Everyone cried when she passed away, but why? She left a happy woman who had gone back to being fifteen. It was us left behind that had to continue down this long and winding road of false starts, dead ends and dishonesty. And all this social media isn’t helping- living alternative lives often under pseudonyms and sharing “stuff” with total strangers that’s totally irrelevant. It’s being sucked into a void of nothingness where priorities are lost in the Harlem shuffle.
Thankfully, we have our memories and the ability to be honest with ourselves when we put our heads on the pillow and the movie in our minds plays. We have no say in what the ending will be. It’s like dreams. And if in every dream, you’re still with her, and go into panic mode when she goes missing before finding her and normal transmission resumes only to wake up to reality, you realise who and what life’s priorities really are. And you carry them with you.
None of the reality of this dreamworld has anything to do these with Brangelina, or the Kardashians, The Donald, Crooked Hillary, whatever is “trending”, and all those Alan and Eleanor Rigbys who live in that faked out online world, where almost everyone is not what they put out there.

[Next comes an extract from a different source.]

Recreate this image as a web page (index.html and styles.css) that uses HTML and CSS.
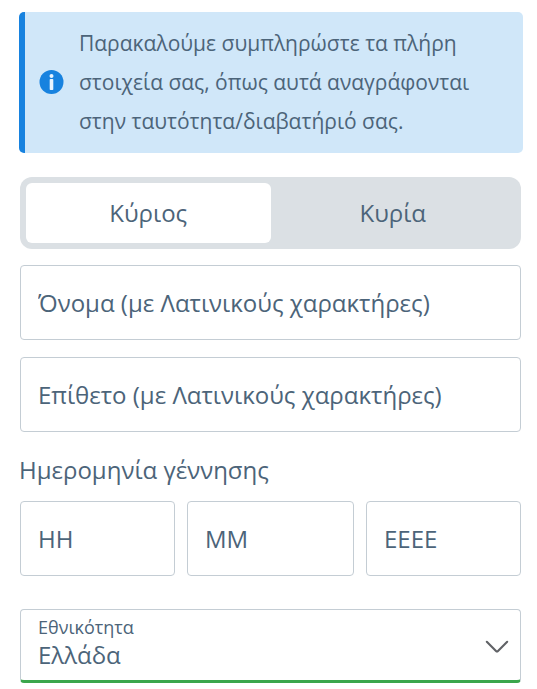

You realise everything that should have been said and done, but was never allowed to happen because of external distractions and allowing in all those who had no bearing on anything other than taking you away to where you thought you were happy and numbing one’s self when the fact is that even men bleed. Lennon and Dylan were never embarrassed to show this emotional vulnerability. It finally freed them from the shackles of society and a fractured past that offered no answers. It was a relearning period where they were saved by coming out of the other side being happier people.
Where many go wrong is reinventing yourself to be what you’re not just to be accepted by those new to your life until you go so far down that road that there’s no turning back. You become what you’re not and end up with a chorus line of users, losers, enablers, gypsies, tramps and thieves.
When those days have come and gone and the party comes to an end, there’s the boredom and habit-forming quasi world of “liking” and retweeting everything that has no importance because she’s still with you- in your heart and in your head. After all these years. And after all these years, we still cannot have an honest conversation- face to face, and kept between the only two people to whom any of this matters. What’s stopping this happening? Pride. Pride can be a real four letter word that doesn’t add up. It never has.
Maybe if we had the courage of our convictions to talk everything through before the downward spiral took place by allowing in those with their dime store advice, and their prescriptions to numb real feelings the love that was there- and is still there- would be alive and one would be together. That train never left the station. What left was the honesty.